Drawing on records of the Congregation of the Council, held in the Vatican Archive, Schutte examines nearly one thousand petitions for annulment of monastic vows submitted to the Pope and adjudicated by the Council during a 125-year period, from 1668 to 1793. She considers petitions from Roman Catholic regions across Europe and a few from Latin America and finds that, in about half these cases, the congregation reached a decision. Many women and a smaller proportion of men got what they asked for: decrees nullifying their monastic profession and releasing them from religious houses. Schutte also reaches important conclusions about relations between elders and offspring in early modern families.

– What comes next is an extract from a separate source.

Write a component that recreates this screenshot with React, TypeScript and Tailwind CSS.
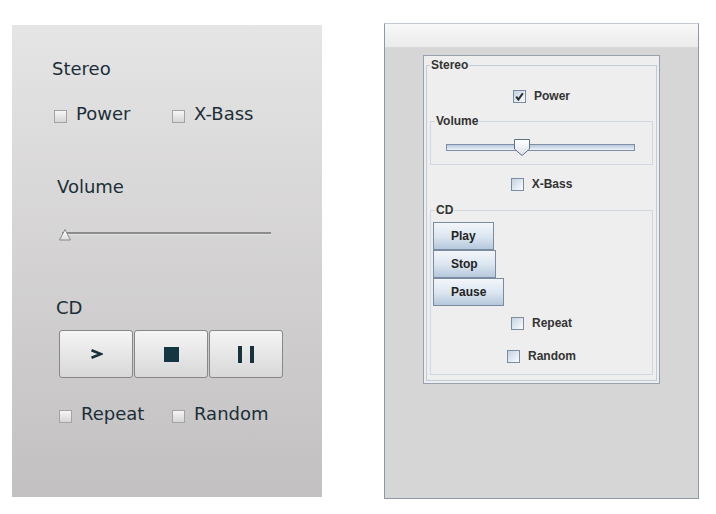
import React from "react";

function FlatCheck({ label, className = "" }: { label: string; className?: string }) {
  return (
    <div className={`flex items-start ${className}`}>
      <span className="mt-[7px] w-[13px] h-[13px] border border-[#a3a3a3] bg-linear-to-b from-[#f6f6f6] to-[#d6d6d6]" />
      <span className="ml-[9px]">{label}</span>
    </div>
  );
}

function SwingCheck({ label, checked = false, className = "" }: { label: string; checked?: boolean; className?: string }) {
  return (
    <div className={`flex justify-center items-center h-[14px] ${className}`}>
      <span className="w-[13px] h-[13px] border border-[#7b8ca1] bg-linear-to-br from-[#c3d2e2] to-[#fbfcfd] flex items-center justify-center">
        {checked && (
          <svg width="11" height="11" viewBox="0 0 11 11">
            <path d="M2.2 5.6 L4.4 8.6 L8.8 2.2" fill="none" stroke="#2b2b2b" strokeWidth="2" />
          </svg>
        )}
      </span>
      <span className="ml-[8px]">{label}</span>
    </div>
  );
}

function SwingButton({ label, className = "" }: { label: string; className?: string }) {
  return (
    <button className={`h-[28px] px-[17px] border border-[#7a8ba1] bg-linear-to-b from-[#f3f6fa] via-[#dde7f1] to-[#b6c8dc] text-[#222] font-bold text-[12px] ${className}`}>
      {label}
    </button>
  );
}

function FlatButton({ children }: { children: React.ReactNode }) {
  return (
    <button className="w-[74px] h-[48px] rounded-[3px] border border-[#878787] bg-linear-to-b from-[#f5f5f5] to-[#d8d8d8] flex items-center justify-center">
      {children}
    </button>
  );
}

export default function App() {
  return (
    <div className="w-[716px] h-[514px] bg-white flex items-start">
      {/* flat mockup */}
      <div className="ml-[12px] mt-[25px] w-[310px] h-[472px] shrink-0 bg-linear-to-b from-[#e6e5e5] to-[#c2c0c1] pl-[40px] pt-[33px] text-[18px] leading-[21px] text-[#1b2f38] font-['DejaVu_Sans',sans-serif]">
        <div>Stereo</div>
        <div className="mt-[24px] ml-[2px] flex">
          <FlatCheck label="Power" className="w-[118px]" />
          <FlatCheck label="X-Bass" />
        </div>
        <div className="mt-[52px] ml-[5px]">Volume</div>
        <svg className="mt-[31px] ml-[5px] block" width="216" height="14" viewBox="0 0 216 14">
          <defs>
            <linearGradient id="thumbFlat" x1="0" y1="0" x2="0" y2="1">
              <stop offset="0" stopColor="#ffffff" />
              <stop offset="1" stopColor="#dcdcdc" />
            </linearGradient>
          </defs>
          <rect x="5" y="4" width="209" height="2" fill="#8c8c8c" />
          <rect x="5" y="6" width="209" height="1" fill="#e2e2e2" />
          <polygon points="8,1.5 13.5,12 2.5,12" fill="url(#thumbFlat)" stroke="#8a8a8a" strokeWidth="1" />
        </svg>
        <div className="mt-[55px] ml-[4px]">CD</div>
        <div className="mt-[12px] ml-[7px] flex gap-[1px]">
          <FlatButton>
            <svg width="13" height="10" viewBox="0 0 13 10">
              <polyline points="1.5,1.2 11,5 1.5,8.8" fill="none" stroke="#17323d" strokeWidth="2.6" />
            </svg>
          </FlatButton>
          <FlatButton>
            <span className="w-[15px] h-[15px] bg-[#143642]" />
          </FlatButton>
          <FlatButton>
            <span className="flex gap-[8px]">
              <span className="w-[4px] h-[17px] bg-[#17323d]" />
              <span className="w-[4px] h-[17px] bg-[#17323d]" />
            </span>
          </FlatButton>
        </div>
        <div className="mt-[25px] ml-[7px] flex">
          <FlatCheck label="Repeat" className="w-[113px]" />
          <FlatCheck label="Random" />
        </div>
      </div>

      {/* swing window */}
      <div className="ml-[62px] mt-[23px] w-[315px] h-[476px] shrink-0 border border-[#8d99aa] border-t-[#c3cad5] bg-[#d6d6d6] flex flex-col font-['Liberation_Sans',Arial,sans-serif] text-[12px] leading-[14px] font-bold text-[#333]">
        <div className="h-[24px] shrink-0 bg-linear-to-b from-[#f8f8f8] to-[#ebebeb] border-b border-[#dadada]" />
        <div className="pl-[38px] pt-[7px]">
          <div className="w-[237px] h-[329px] border border-[#98a2ae] bg-[#eeeeee] p-[2px]">
            <fieldset className="h-full border border-[#c2ccd8] px-[3px]">
              <legend className="px-[1px]">Stereo</legend>
              <SwingCheck label="Power" checked className="mt-[17px]" />
              <fieldset className="mt-[11px] border border-[#d0d7e0] px-[4px] pb-[8px]">
                <legend className="px-[1px]">Volume</legend>
                <div className="relative mt-[11px] ml-[11px] h-[17px]">
                  <div className="absolute left-0 top-[5px] w-[189px] h-[7px] border border-[#7f90a6] bg-linear-to-b from-[#b9c9dc] to-[#eef2f7]" />
                  <svg className="absolute left-[68px] top-0" width="16" height="17" viewBox="0 0 16 17">
                    <defs>
                      <linearGradient id="thumbSwing" x1="0" y1="0" x2="0" y2="1">
                        <stop offset="0" stopColor="#ffffff" />
                        <stop offset="1" stopColor="#dbe3ec" />
                      </linearGradient>
                    </defs>
                    <polygon points="0.5,0.5 15.5,0.5 15.5,10 8,16.5 0.5,10" fill="url(#thumbSwing)" stroke="#5f7189" strokeWidth="1" />
                  </svg>
                </div>
              </fieldset>
              <SwingCheck label="X-Bass" className="mt-[12px]" />
              <fieldset className="mt-[12px] border border-[#d0d7e0] px-[2px] pb-[11px]">
                <legend className="ml-[2px] px-[1px]">CD</legend>
                <div className="mt-[5px] flex flex-col items-start">
                  <SwingButton label="Play" />
                  <SwingButton label="Stop" />
                  <SwingButton label="Pause" className="h-[27px]" />
                </div>
                <SwingCheck label="Repeat" className="mt-[10px]" />
                <SwingCheck label="Random" className="mt-[19px]" />
              </fieldset>
            </fieldset>
          </div>
        </div>
      </div>
    </div>
  );
}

Contrary to the picture historians have painted of increasingly less patriarchal and more egalitarian families, she finds numerous instances of fathers, mothers, and other relatives (including older siblings) employing physical violence and psychological pressure to compel adolescents into "entering religion." Dramatic tales from the archives show that many victims of such violence remained so intimidated that they dared not petition the pope until the agents of force and fear had died, by which time they themselves were middle-aged. Schutte's innovative book will be of great interest to scholars of early modern Europe, especially those who work on religion, the Church, family, and gender.

Anne Jacobson Schutte is Professor of History Emeritus at the University of Virginia. She is the author of Aspiring Saints: Pretense of Holiness, Inquisition, and Gender in the Republic of Venice, 1618–1750 and Pier Paolo Vergerio: The Making of an Italian Reformer and coeditor of several books, including Time, Space, and Women's Lives in Early Modern Europe.